__DATASET ROWS__.
--*--

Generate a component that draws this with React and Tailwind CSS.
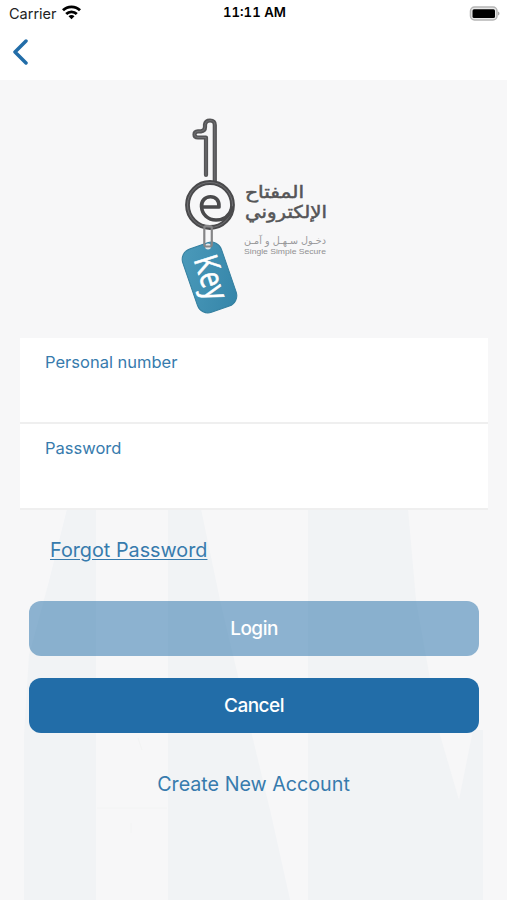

--*--

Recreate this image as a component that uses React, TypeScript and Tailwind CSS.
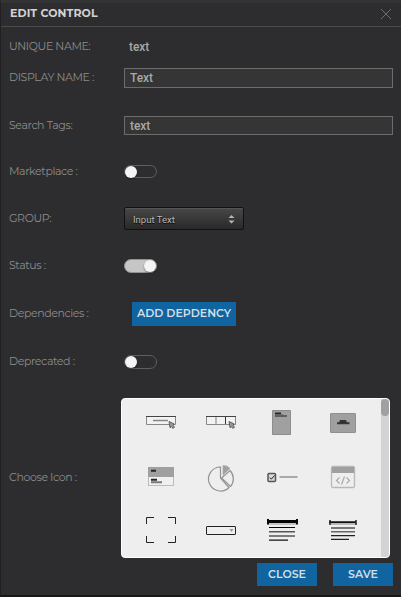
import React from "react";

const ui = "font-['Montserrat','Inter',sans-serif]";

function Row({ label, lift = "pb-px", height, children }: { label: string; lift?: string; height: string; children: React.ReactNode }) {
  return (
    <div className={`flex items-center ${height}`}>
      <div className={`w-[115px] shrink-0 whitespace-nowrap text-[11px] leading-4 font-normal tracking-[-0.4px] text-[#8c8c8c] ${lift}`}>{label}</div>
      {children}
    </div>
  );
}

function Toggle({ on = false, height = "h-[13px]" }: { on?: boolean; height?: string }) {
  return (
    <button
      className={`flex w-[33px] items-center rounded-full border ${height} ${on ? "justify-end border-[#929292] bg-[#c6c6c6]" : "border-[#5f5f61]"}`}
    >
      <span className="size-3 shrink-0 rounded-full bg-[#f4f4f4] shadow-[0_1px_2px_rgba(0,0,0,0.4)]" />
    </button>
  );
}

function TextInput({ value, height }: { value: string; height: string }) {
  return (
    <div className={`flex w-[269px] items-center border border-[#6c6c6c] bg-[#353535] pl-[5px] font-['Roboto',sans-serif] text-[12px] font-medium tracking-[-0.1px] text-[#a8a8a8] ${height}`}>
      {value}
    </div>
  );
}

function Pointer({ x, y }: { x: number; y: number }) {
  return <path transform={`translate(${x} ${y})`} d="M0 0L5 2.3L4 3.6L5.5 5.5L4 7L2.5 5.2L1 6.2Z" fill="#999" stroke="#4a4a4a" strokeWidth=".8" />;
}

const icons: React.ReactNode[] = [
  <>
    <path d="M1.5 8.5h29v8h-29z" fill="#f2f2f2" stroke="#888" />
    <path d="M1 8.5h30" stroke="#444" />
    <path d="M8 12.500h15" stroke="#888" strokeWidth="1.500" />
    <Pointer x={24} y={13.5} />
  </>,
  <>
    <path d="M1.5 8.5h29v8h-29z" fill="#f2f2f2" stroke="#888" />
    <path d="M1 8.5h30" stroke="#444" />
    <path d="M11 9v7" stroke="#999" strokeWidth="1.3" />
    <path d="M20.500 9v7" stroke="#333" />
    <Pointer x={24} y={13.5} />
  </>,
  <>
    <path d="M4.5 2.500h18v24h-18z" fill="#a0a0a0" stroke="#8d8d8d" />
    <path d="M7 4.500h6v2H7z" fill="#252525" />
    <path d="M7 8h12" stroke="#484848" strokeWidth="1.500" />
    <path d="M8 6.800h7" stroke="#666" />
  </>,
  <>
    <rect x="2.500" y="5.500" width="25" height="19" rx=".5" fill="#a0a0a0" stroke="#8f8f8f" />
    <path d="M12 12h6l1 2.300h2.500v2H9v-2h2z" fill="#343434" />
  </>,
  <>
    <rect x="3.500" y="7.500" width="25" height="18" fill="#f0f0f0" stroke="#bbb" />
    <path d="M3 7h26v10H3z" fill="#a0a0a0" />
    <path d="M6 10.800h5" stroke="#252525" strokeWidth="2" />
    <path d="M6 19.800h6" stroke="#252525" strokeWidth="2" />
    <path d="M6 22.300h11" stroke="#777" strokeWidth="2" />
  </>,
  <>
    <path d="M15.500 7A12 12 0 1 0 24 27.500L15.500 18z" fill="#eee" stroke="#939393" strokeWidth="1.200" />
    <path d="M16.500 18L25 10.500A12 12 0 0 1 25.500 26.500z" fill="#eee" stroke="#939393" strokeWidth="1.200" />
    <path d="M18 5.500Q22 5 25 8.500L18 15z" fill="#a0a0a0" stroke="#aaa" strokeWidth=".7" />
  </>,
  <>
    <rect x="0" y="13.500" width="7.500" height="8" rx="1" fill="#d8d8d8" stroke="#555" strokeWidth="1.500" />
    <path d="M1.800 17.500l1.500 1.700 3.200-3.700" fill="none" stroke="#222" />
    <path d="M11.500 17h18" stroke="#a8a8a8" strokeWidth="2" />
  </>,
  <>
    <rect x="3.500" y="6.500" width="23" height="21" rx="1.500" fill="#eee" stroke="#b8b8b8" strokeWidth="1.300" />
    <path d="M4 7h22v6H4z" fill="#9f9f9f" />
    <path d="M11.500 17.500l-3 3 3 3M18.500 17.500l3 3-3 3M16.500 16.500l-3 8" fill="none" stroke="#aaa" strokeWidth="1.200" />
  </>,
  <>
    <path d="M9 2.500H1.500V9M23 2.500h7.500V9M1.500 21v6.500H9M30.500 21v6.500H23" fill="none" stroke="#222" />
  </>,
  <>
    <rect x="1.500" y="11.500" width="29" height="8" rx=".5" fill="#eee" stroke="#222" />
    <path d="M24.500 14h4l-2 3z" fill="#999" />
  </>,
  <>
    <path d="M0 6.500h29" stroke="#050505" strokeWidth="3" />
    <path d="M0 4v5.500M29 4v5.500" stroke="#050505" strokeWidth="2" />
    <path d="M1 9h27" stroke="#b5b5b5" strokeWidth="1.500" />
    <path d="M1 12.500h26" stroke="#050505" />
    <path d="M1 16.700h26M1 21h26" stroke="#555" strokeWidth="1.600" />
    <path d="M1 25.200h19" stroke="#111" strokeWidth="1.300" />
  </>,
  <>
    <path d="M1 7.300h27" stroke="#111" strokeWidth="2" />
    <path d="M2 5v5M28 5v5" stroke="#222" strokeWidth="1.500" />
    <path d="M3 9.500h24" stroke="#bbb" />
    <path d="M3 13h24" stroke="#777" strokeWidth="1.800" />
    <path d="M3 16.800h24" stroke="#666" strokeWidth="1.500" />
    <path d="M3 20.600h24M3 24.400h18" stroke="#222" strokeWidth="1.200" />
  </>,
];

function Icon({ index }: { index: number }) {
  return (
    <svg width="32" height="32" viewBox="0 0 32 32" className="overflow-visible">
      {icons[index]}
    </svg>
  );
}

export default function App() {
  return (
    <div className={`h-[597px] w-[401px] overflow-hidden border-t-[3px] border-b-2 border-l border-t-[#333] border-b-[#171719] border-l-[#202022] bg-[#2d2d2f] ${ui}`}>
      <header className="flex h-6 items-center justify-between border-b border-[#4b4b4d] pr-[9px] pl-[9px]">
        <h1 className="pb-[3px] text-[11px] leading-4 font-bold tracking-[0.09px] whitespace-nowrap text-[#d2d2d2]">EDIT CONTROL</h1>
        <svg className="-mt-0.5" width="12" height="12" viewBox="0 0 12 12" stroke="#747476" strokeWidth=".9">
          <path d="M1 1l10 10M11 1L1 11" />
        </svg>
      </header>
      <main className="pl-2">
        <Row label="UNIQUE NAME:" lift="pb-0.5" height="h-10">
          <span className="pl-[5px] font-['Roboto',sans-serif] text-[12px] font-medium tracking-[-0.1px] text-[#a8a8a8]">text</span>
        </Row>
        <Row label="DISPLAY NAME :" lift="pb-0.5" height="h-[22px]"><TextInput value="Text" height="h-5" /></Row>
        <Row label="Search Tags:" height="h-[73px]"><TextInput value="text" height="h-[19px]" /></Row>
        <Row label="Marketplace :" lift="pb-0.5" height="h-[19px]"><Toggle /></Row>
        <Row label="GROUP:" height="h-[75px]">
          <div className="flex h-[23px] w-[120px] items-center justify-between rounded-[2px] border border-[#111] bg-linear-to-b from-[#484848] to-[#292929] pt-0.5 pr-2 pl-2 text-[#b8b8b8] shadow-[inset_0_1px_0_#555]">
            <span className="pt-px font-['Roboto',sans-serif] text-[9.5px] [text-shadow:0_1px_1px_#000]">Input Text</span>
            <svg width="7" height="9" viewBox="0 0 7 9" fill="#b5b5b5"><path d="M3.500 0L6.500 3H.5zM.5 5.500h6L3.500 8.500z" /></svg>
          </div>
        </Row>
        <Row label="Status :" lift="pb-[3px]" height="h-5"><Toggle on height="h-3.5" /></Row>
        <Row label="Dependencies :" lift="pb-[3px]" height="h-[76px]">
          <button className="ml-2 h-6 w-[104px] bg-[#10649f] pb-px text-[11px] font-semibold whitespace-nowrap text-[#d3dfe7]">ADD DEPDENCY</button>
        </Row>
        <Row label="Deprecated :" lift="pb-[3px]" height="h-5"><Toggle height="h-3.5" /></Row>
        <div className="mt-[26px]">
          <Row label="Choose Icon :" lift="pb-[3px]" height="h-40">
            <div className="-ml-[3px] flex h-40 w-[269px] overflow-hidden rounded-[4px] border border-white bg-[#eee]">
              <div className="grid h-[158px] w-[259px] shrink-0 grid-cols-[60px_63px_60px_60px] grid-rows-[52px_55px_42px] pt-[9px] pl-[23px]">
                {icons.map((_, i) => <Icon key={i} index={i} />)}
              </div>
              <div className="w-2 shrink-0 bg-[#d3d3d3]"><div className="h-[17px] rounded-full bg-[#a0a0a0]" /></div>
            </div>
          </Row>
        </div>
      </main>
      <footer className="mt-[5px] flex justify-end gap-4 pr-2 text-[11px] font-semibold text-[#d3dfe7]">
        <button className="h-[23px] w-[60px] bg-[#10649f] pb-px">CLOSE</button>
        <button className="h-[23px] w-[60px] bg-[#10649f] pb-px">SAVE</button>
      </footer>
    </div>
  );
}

--*--

Using the entries above, return each line in which the word "that" occurs.

__RESULT FOR THIS EXERCISE__.
Generate a component that draws this with React and Tailwind CSS.
Recreate this image as a component that uses React, TypeScript and Tailwind CSS.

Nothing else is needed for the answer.